Written problem ▸ For this exercise, repeat all of the material verbatim apart from its images.

Material ▸
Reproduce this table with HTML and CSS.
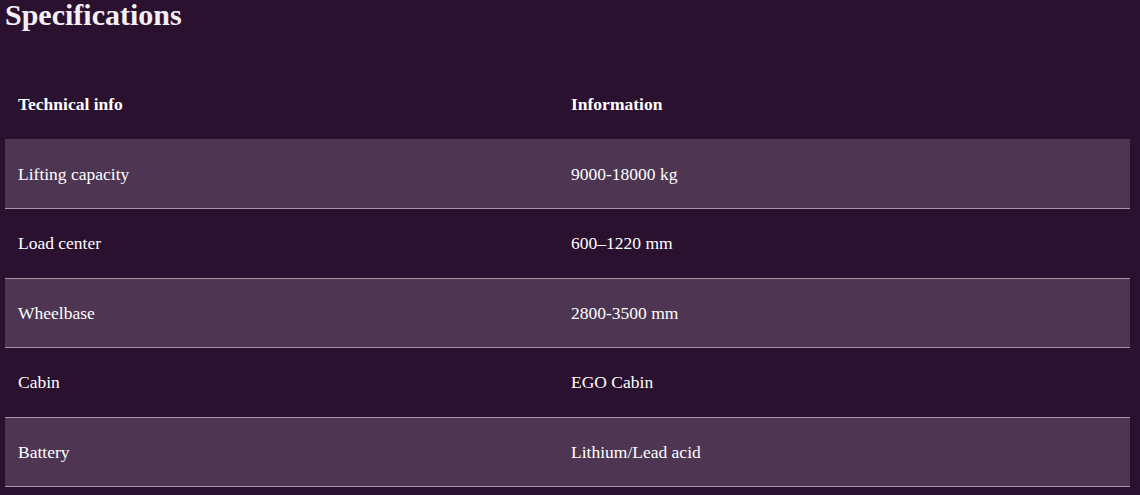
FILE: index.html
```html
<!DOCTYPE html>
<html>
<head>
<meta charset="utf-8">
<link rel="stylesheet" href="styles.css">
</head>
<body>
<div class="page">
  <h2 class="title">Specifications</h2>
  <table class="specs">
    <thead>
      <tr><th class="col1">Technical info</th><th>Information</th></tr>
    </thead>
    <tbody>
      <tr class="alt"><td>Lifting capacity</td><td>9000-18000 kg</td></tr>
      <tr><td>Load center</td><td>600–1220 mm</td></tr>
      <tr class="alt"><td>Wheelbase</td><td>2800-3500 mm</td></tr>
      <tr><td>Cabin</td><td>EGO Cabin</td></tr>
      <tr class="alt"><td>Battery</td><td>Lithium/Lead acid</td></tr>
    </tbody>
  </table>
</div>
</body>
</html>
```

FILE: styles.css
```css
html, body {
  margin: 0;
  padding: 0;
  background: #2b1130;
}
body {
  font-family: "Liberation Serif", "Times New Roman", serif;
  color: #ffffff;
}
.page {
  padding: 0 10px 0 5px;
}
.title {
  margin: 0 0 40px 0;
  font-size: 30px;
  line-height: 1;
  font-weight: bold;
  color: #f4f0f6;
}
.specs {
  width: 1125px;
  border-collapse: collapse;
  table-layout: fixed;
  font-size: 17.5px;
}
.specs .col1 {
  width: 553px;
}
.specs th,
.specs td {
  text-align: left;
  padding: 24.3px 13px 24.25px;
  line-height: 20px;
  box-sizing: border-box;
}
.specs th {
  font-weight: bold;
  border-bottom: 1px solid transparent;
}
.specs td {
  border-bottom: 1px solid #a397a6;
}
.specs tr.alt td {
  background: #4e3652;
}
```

Full answer ▸
Reproduce this table with HTML and CSS.
FILE: index.html
```html
<!DOCTYPE html>
<html>
<head>
<meta charset="utf-8">
<link rel="stylesheet" href="styles.css">
</head>
<body>
<div class="page">
  <h2 class="title">Specifications</h2>
  <table class="specs">
    <thead>
      <tr><th class="col1">Technical info</th><th>Information</th></tr>
    </thead>
    <tbody>
      <tr class="alt"><td>Lifting capacity</td><td>9000-18000 kg</td></tr>
      <tr><td>Load center</td><td>600–1220 mm</td></tr>
      <tr class="alt"><td>Wheelbase</td><td>2800-3500 mm</td></tr>
      <tr><td>Cabin</td><td>EGO Cabin</td></tr>
      <tr class="alt"><td>Battery</td><td>Lithium/Lead acid</td></tr>
    </tbody>
  </table>
</div>
</body>
</html>
```

FILE: styles.css
```css
html, body {
  margin: 0;
  padding: 0;
  background: #2b1130;
}
body {
  font-family: "Liberation Serif", "Times New Roman", serif;
  color: #ffffff;
}
.page {
  padding: 0 10px 0 5px;
}
.title {
  margin: 0 0 40px 0;
  font-size: 30px;
  line-height: 1;
  font-weight: bold;
  color: #f4f0f6;
}
.specs {
  width: 1125px;
  border-collapse: collapse;
  table-layout: fixed;
  font-size: 17.5px;
}
.specs .col1 {
  width: 553px;
}
.specs th,
.specs td {
  text-align: left;
  padding: 24.3px 13px 24.25px;
  line-height: 20px;
  box-sizing: border-box;
}
.specs th {
  font-weight: bold;
  border-bottom: 1px solid transparent;
}
.specs td {
  border-bottom: 1px solid #a397a6;
}
.specs tr.alt td {
  background: #4e3652;
}
```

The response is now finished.